In my oh-so-limited existence, I’ve come across a number of 40-, 50-, even 60-somethings, who don’t have all of their boxes checked. (Have you been to Europe?) They’ve either started their careers over or never quite settled into one (in big people language: career reinvention, entrepreneurship). They are either single or divorced (in big people language: fear of commitment, irreconcilable differences). They either don’t want kids, or just behave like kids (in big people language: personal choice).

Are they adults? One thing’s for sure, we aren’t the ones pointing fingers and throwing pejoratives at people with half-formed brains.

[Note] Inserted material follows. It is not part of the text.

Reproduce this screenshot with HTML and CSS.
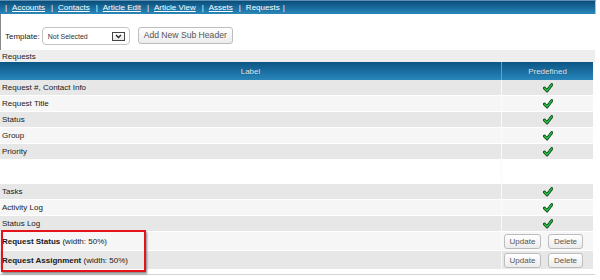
FILE: index.html
```html
<!DOCTYPE html>
<html>
<head>
<meta charset="utf-8">
<link rel="stylesheet" href="styles.css">
</head>
<body>
<svg class="defs" width="0" height="0">
  <defs>
    <symbol id="ck" viewBox="0 0 10 10">
      <path d="M1.5 5.2 L4 7.8 L8.8 1.6" fill="none" stroke="#0d3b14" stroke-width="3" stroke-linecap="round" stroke-linejoin="round"/>
      <path d="M1.5 5.2 L4 7.8 L8.8 1.6" fill="none" stroke="#27c545" stroke-width="1.4" stroke-linecap="round" stroke-linejoin="round"/>
    </symbol>
  </defs>
</svg>
<div class="page">
  <div class="nav">
    <span class="sep">|</span><a class="lnk">Accounts</a>
    <span class="sep">|</span><a class="lnk">Contacts</a>
    <span class="sep">|</span><a class="lnk">Article Edit</a>
    <span class="sep">|</span><a class="lnk">Article View</a>
    <span class="sep">|</span><a class="lnk">Assets</a>
    <span class="sep">|</span><span class="cur">Requests</span>
    <span class="sep">|</span>
  </div>
  <div class="toolbar">
    <span class="tlabel">Template:</span>
    <div class="select">
      <span>Not Selected</span>
      <span class="arrow"><svg width="7" height="5" viewBox="0 0 7 5"><path d="M1 1 L3.5 3.5 L6 1" fill="none" stroke="#222" stroke-width="1.3"/></svg></span>
    </div>
    <button class="btn big">Add New Sub Header</button>
  </div>
  <div class="section">Requests</div>
  <table class="grid">
    <thead>
      <tr><th class="c-label">Label</th><th class="c-pre">Predefined</th></tr>
    </thead>
    <tbody>
      <tr class="d"><td>Request #, Contact Info</td><td class="c-pre"><svg class="chk"><use href="#ck"/></svg></td></tr>
      <tr class="l"><td>Request Title</td><td class="c-pre"><svg class="chk"><use href="#ck"/></svg></td></tr>
      <tr class="d"><td>Status</td><td class="c-pre"><svg class="chk"><use href="#ck"/></svg></td></tr>
      <tr class="l"><td>Group</td><td class="c-pre"><svg class="chk"><use href="#ck"/></svg></td></tr>
      <tr class="d"><td>Priority</td><td class="c-pre"><svg class="chk"><use href="#ck"/></svg></td></tr>
      <tr class="blank"><td></td><td class="c-pre"></td></tr>
      <tr class="d"><td>Tasks</td><td class="c-pre"><svg class="chk"><use href="#ck"/></svg></td></tr>
      <tr class="l"><td>Activity Log</td><td class="c-pre"><svg class="chk"><use href="#ck"/></svg></td></tr>
      <tr class="d"><td>Status Log</td><td class="c-pre"><svg class="chk"><use href="#ck"/></svg></td></tr>
      <tr class="l tall"><td><b>Request Status</b> (width: 50%)</td><td class="c-pre"><div class="acts"><button class="btn">Update</button><button class="btn">Delete</button></div></td></tr>
      <tr class="d tall"><td><b>Request Assignment</b> (width: 50%)</td><td class="c-pre"><div class="acts"><button class="btn">Update</button><button class="btn">Delete</button></div></td></tr>
    </tbody>
  </table>
  <div class="rule"></div>
  <div class="highlight"></div>
</div>
</body>
</html>
```
FILE: styles.css
```css
html, body {
  margin: 0;
  padding: 0;
  background: #fff;
}
body {
  font-family: "Liberation Sans", Arial, sans-serif;
  font-size: 8px;
  color: #1a1a1a;
}
.defs {
  position: absolute;
  width: 0;
  height: 0;
}
.page {
  position: relative;
  width: 600px;
  height: 280px;
}
.nav {
  width: 596px;
  height: 14px;
  box-sizing: border-box;
  background: linear-gradient(#0b4d7a, #1f77a8 70%, #2b87b8);
  border-top: 1px solid #5d8fb2;
  border-right: 1px solid #9cc6df;
  display: flex;
  align-items: center;
  padding-left: 5px;
  color: #fff;
  white-space: nowrap;
}
.sep {
  margin-right: 5px;
}
.lnk {
  text-decoration: underline;
  margin-right: 6px;
}
.cur {
  margin-right: 3px;
}
.toolbar {
  height: 36px;
  box-sizing: border-box;
  border-left: 1px solid #8a8a8a;
  padding: 13px 0 0 4px;
  display: flex;
  align-items: flex-start;
}
.tlabel {
  margin-top: 5px;
  margin-right: 2px;
  color: #222;
}
.select {
  width: 88px;
  height: 18px;
  box-sizing: border-box;
  border: 1px solid #c4c4c4;
  border-radius: 4px;
  background: #fff;
  display: flex;
  align-items: center;
  justify-content: space-between;
  padding: 0 4px 0 5px;
  font-size: 7px;
  color: #333;
}
.arrow {
  width: 13px;
  height: 9px;
  box-sizing: border-box;
  border: 1px solid #444;
  background: linear-gradient(#fff, #e6e6e6);
  display: flex;
  align-items: center;
  justify-content: center;
}
.btn {
  font-family: "Liberation Sans", Arial, sans-serif;
  font-size: 8px;
  color: #555;
  background: linear-gradient(#ffffff, #ececec);
  border: 1px solid #bdbdbd;
  border-radius: 3px;
  height: 15px;
  padding: 0 4px;
  margin: 0;
  line-height: 13px;
}
.btn.big {
  margin-left: 8px;
  height: 17px;
  font-size: 8.6px;
  padding: 0 5px;
  color: #555;
}
.section {
  width: 595px;
  height: 12px;
  background: #eeeeee;
  line-height: 14px;
  padding-left: 2px;
  box-sizing: border-box;
  overflow: hidden;
  color: #222;
}
.grid {
  width: 593px;
  border-collapse: collapse;
  table-layout: fixed;
}
.grid th {
  height: 18px;
  padding: 0;
  font-weight: normal;
  color: #e4edf5;
  text-shadow: 0 0 1px rgba(0, 30, 60, 0.6);
  background: linear-gradient(#0c5584, #1c72a5 60%, #2a86b9);
  text-align: center;
}
.grid th.c-pre {
  border-left: 1px solid #6a9ec3;
}
.grid td {
  height: 15px;
  padding: 0 0 0 2px;
  border-bottom: 1px solid #fff;
  white-space: nowrap;
  color: #1a1a1a;
}
.grid th.c-label {
  width: 501px;
}
.grid .c-pre {
  width: 91px;
  text-align: center;
  border-left: 1px solid #fafafa;
}
.grid td.c-pre {
  padding: 0;
}
tr.d td { background: #e7e7e7; }
tr.l td { background: #f6f6f6; }
tr.blank td {
  height: 23px;
  background: #fff;
  border-left-color: #fff;
}
tr.tall td {
  height: 18px;
}
.chk {
  display: inline-block;
  width: 10px;
  height: 10px;
  vertical-align: middle;
}
.acts {
  display: flex;
  gap: 7px;
  padding-left: 2px;
}
.acts .btn {
  width: 37px;
  padding: 0;
}
.acts .btn + .btn {
  width: 35px;
}
.rule {
  width: 595px;
  margin-top: 4px;
  border-top: 1px solid #d3d3d3;
}
.highlight {
  position: absolute;
  left: 1px;
  top: 230px;
  width: 145px;
  height: 42px;
  box-sizing: border-box;
  border: 2px solid #e5141a;
  box-shadow: 1px 2px 2px rgba(0, 0, 0, 0.45);
  pointer-events: none;
}
```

So, we have half-formed brains. Fuckkkkk………………. We can either use this as an excuse and prove the baby boomers right, or cash in on this handicap and prove them wrong.

As it happens, an unfinished brain allows us to competently acclimatize ourselves to changing environments and pick up new skills quickly. Adaptability is key in a world where Orange Is the New Black, Cronuts are the new donuts, Uber drivers are the new cab drivers – and they are freaking out big time, in case you didn’t know (who wants to be the first one to break the news to the cabbies about driverless Google cars that require human intervention only once every one million miles?).

It’s vital that we make sense of what kind of world it is that we’re living in and then decide what we need to be really good at. And neuroscience proves having half a brain is just ideal for this. So tell your folks to chill out as you expose yourself to new things, change your mind often and seem very unstable in your life. Just remember to practice independence and maturity in other ways.